## What is being asked
Locate each line of the material that contains "styles", then return it.

## Dataset excerpt

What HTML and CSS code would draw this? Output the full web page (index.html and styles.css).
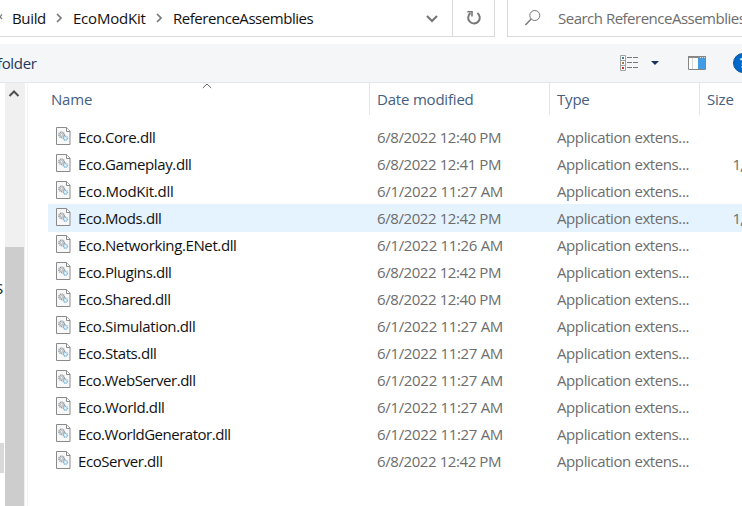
FILE: index.html
```html
<!DOCTYPE html>
<html lang="en">
<head>
<meta charset="utf-8">
<title>ReferenceAssemblies</title>
<link rel="stylesheet" href="styles.css">
</head>
<body>
<div class="window">
  <header class="topbar">
    <nav class="address">
      <svg class="overflow" width="4" height="37" viewBox="0 0 4 37"><path d="M2 14.5L0 16.8L2 19" fill="none" stroke="#777" stroke-width="1.2"/></svg>
      <span class="crumb build">Build</span>
      <svg class="sep" width="8" height="12" viewBox="0 0 8 12"><path d="M2 2L6 6L2 10" /></svg>
      <span class="crumb kit">EcoModKit</span>
      <svg class="sep" width="8" height="12" viewBox="0 0 8 12"><path d="M2 2L6 6L2 10" /></svg>
      <span class="crumb current">ReferenceAssemblies</span>
      <svg class="dropdown" width="14" height="10" viewBox="0 0 14 10"><path d="M2 2L7 7L12 2" /></svg>
    </nav>
    <div class="refresh">
      <svg width="16" height="16" viewBox="0 0 16 16"><path d="M4.4 3.1A5.8 5.8 0 1 0 11.4 3" fill="none" stroke="#777" stroke-width="2"/><path d="M1.3 1.8H6V6.5" fill="none" stroke="#777" stroke-width="1.6"/></svg>
    </div>
    <div class="search">
      <svg width="18" height="18" viewBox="0 0 18 18" fill="none" stroke="#777"><circle cx="10.8" cy="6.5" r="5"/><path d="M7.2 10L1.4 16" stroke-width="1.4"/></svg>
      <span>Search ReferenceAssemblies</span>
    </div>
  </header>
  <div class="toolbar">
    <span class="folder">folder</span>
    <svg class="view" width="18" height="16" viewBox="0 0 18 16"><path fill="#fff" stroke="#a0a0a0" d="M.5.5h5v15h-5zM.5 5.5h5M.5 10.500h5"/><path stroke="#787878" d="M7 2.500h5M13 2.500h5M7 7.500h5M13 7.500h5M7 12.500h5M13 12.500h5"/><path fill="#36899c" d="M2 2h2v2H2z"/><path fill="#a17643" d="M2 7h2v2H2z"/><path fill="#c62f22" d="M2 12h2v2H2z"/></svg>
    <svg class="caret" width="8" height="4" viewBox="0 0 8 4"><path d="M0 0h8L4 4z" fill="#17325c"/></svg>
    <svg class="preview" width="18" height="14" viewBox="0 0 18 14"><path fill="#fff" d="M0 0h18v14H0z"/><path fill="#8b8b8b" d="M0 0h18v2H0z"/><path fill="#d9d9d9" d="M12 1h1v1h-1zM14 1h1v1h-1zM16 1h1v1h-1zM4 2h1v11H4z"/><path fill="#429ce3" d="M10 2h7v11h-7z"/><path d="M.5.5h17v13H.5z" fill="none" stroke="#858585"/></svg>
    <span class="help">?</span>
  </div>
  <main class="content">
    <aside class="tree"><span class="letter">S</span><div class="selected"></div></aside>
    <div class="scrollbar">
      <svg width="12" height="9" viewBox="0 0 12 9"><path d="M1.500 7L6 2.500L10.500 7" fill="none" stroke="#505050" stroke-width="2"/></svg>
      <div class="thumb"></div>
    </div>
    <section class="list">
      <div class="head">
        <span class="name">Name</span><span class="date">Date modified</span><span class="type">Type</span><span class="size">Size</span>
        <svg class="sort" width="10" height="6" viewBox="0 0 10 6"><path d="M.8 5L5 1L9.200 5" fill="none" stroke="#666"/></svg>
      </div>
      <div class="rows" id="rows"></div>
    </section>
  </main>
</div>
<template id="file-icon">
  <svg width="15" height="18" viewBox="0 0 15 18"><path d="M.5.5H10.500L14 4V17.500H.5z" fill="#f8f8f8" stroke="#8a8a8a"/><path d="M10.500.5V4.500H14" fill="#fff" stroke="#8a8a8a"/><circle cx="5.600" cy="7.800" r="2.600" fill="none" stroke="#92999e" stroke-width="1.700" stroke-dasharray="1.100 .6"/><circle cx="5.600" cy="7.800" r="1.200" fill="none" stroke="#92999e" stroke-width=".6"/><circle cx="9.400" cy="11.200" r="2" fill="#e5f3fb" stroke="#82b5d6" stroke-width="1.500" stroke-dasharray="1.100 .5"/></svg>
</template>
<script src="files.js"></script>
</body>
</html>
```
FILE: styles.css
```css
* { box-sizing: border-box; }
body { margin: 0; background: #fff; font: 15px/20px "Open Sans", "Noto Sans", sans-serif; letter-spacing: -.35px; color: #111; }
svg { display: block; flex: none; }
.window { width: 742px; height: 506px; overflow: hidden; display: flex; flex-direction: column; white-space: nowrap; }
.topbar { display: flex; height: 37px; }
.address { width: 453px; display: flex; align-items: center; border: solid #d9d9d9; border-width: 0 1px 1px 0; }
.overflow { margin-right: 8px; }
.build { width: 43px; }
.kit { width: 82px; letter-spacing: -.22px; }
.current { letter-spacing: -.46px; }
.sep { margin-right: 10px; }
.sep path, .dropdown path { fill: none; stroke: #777; stroke-width: 1.7; }
.dropdown path { stroke-width: 2.2; }
.dropdown { margin: 1px 13px 0 auto; }
.refresh { width: 42px; display: flex; align-items: center; justify-content: center; border: solid #d9d9d9; border-width: 0 1px 1px 0; }
.search { margin-left: 12px; flex: 1; min-width: 0; display: flex; align-items: center; gap: 16px; padding-left: 16px; border: solid #d9d9d9; border-width: 0 0 1px 1px; color: #6d6d6d; letter-spacing: -.5px; }
.toolbar { margin-top: 7px; height: 39px; background: #f5f6f8; border-bottom: 1px solid #e5e6e8; display: flex; align-items: center; color: #1e395b; }
.folder { flex: none; width: 623px; margin-left: -3px; }
.view { flex: none; }
.caret { margin-left: 13px; }
.preview { margin-left: 29px; }
.help { flex: none; width: 20px; height: 20px; margin-left: 27px; border-radius: 50%; border: 1px solid #0755a5; background: #0068c8; color: #fff; font: bold 14px/18px "Open Sans", sans-serif; text-align: center; }
.content { flex: 1; display: flex; min-height: 0; }
.tree { width: 5px; overflow: hidden; display: flex; flex-direction: column; padding-top: 195px; }
.letter { margin-left: -5px; color: #111; height: 20px; }
.selected { width: 4px; height: 30px; margin-top: 145px; background: #d9d9d9; }
.scrollbar { width: 20px; background: #f0f0f0; display: flex; flex-direction: column; }
.scrollbar svg { margin: 6px 0 0 3px; }
.thumb { width: 19px; flex: 1; margin-top: 149px; background: #cdcdcd; }
.list { flex: 1; min-width: 0; margin-left: 2px; border-left: 1px solid #f3f3f3; overflow: hidden; }
.head, .row { display: grid; grid-template-columns: 322px 180px 150px 100px; }
.head { position: relative; height: 32px; margin-left: 20px; color: #44607f; line-height: 32px; letter-spacing: -.2px; }
.head span { padding-left: 7px; border-right: 1px solid #e5e5e5; }
.head .name { padding-left: 3px; }
.sort { position: absolute; left: 154px; top: 0; }
.rows { padding-top: 8px; margin-left: 20px; }
.row { height: 27px; color: #6d6d6d; line-height: 29px; }
.row.hover { height: 28px; margin-bottom: -1px; background: #e5f3ff; }
.cell { padding-left: 7px; }
.cell.file { display: flex; gap: 7px; color: #111; padding-left: 8px; }
.cell.file svg { margin-top: 4px; }
.cell.kb { padding-left: 32.5px; letter-spacing: -1px; }
```
FILE: files.js
```js
const files = [
  ["Eco.Core.dll", "6/8/2022 12:40 PM", "", 77],
  ["Eco.Gameplay.dll", "6/8/2022 12:41 PM", "1,", 113],
  ["Eco.ModKit.dll", "6/1/2022 11:27 AM", "", 95],
  ["Eco.Mods.dll", "6/8/2022 12:42 PM", "1,", 83],
  ["Eco.Networking.ENet.dll", "6/1/2022 11:26 AM", "", 158],
  ["Eco.Plugins.dll", "6/8/2022 12:42 PM", "", 93],
  ["Eco.Shared.dll", "6/8/2022 12:40 PM", "", 92],
  ["Eco.Simulation.dll", "6/1/2022 11:27 AM", "", 117],
  ["Eco.Stats.dll", "6/1/2022 11:27 AM", "", 78],
  ["Eco.WebServer.dll", "6/1/2022 11:27 AM", "", 117],
  ["Eco.World.dll", "6/1/2022 11:27 AM", "", 86],
  ["Eco.WorldGenerator.dll", "6/1/2022 11:27 AM", "", 152],
  ["EcoServer.dll", "6/8/2022 12:42 PM", "", 84]
];

// Track the text so that it fills the given width.
function fit(el, width) {
  el.style.letterSpacing = "0px";
  const natural = el.getBoundingClientRect().width;
  el.style.letterSpacing = (width + .5 - natural) / el.textContent.length + "px";
}

const rows = document.getElementById("rows");
const icon = document.getElementById("file-icon");
files.forEach(([name, date, size, width], i) => {
  const row = document.createElement("div");
  row.className = i === 3 ? "row hover" : "row";
  const cells = ["file", "date", "type", "kb"].map(kind => {
    const cell = document.createElement("div");
    cell.className = "cell " + kind;
    row.append(cell);
    return cell;
  });
  cells[0].append(icon.content.cloneNode(true));
  const texts = [name, date, "Application extens...", size].map((text, c) => {
    const span = document.createElement("span");
    span.textContent = text;
    cells[c].append(span);
    return span;
  });
  rows.append(row);
  fit(texts[0], width);
  fit(texts[1], date.endsWith("AM") ? 125.5 : 123.5);
  fit(texts[2], 131.5);
});
```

## Task output
What HTML and CSS code would draw this? Output the full web page (index.html and styles.css).
<link rel="stylesheet" href="styles.css">
FILE: styles.css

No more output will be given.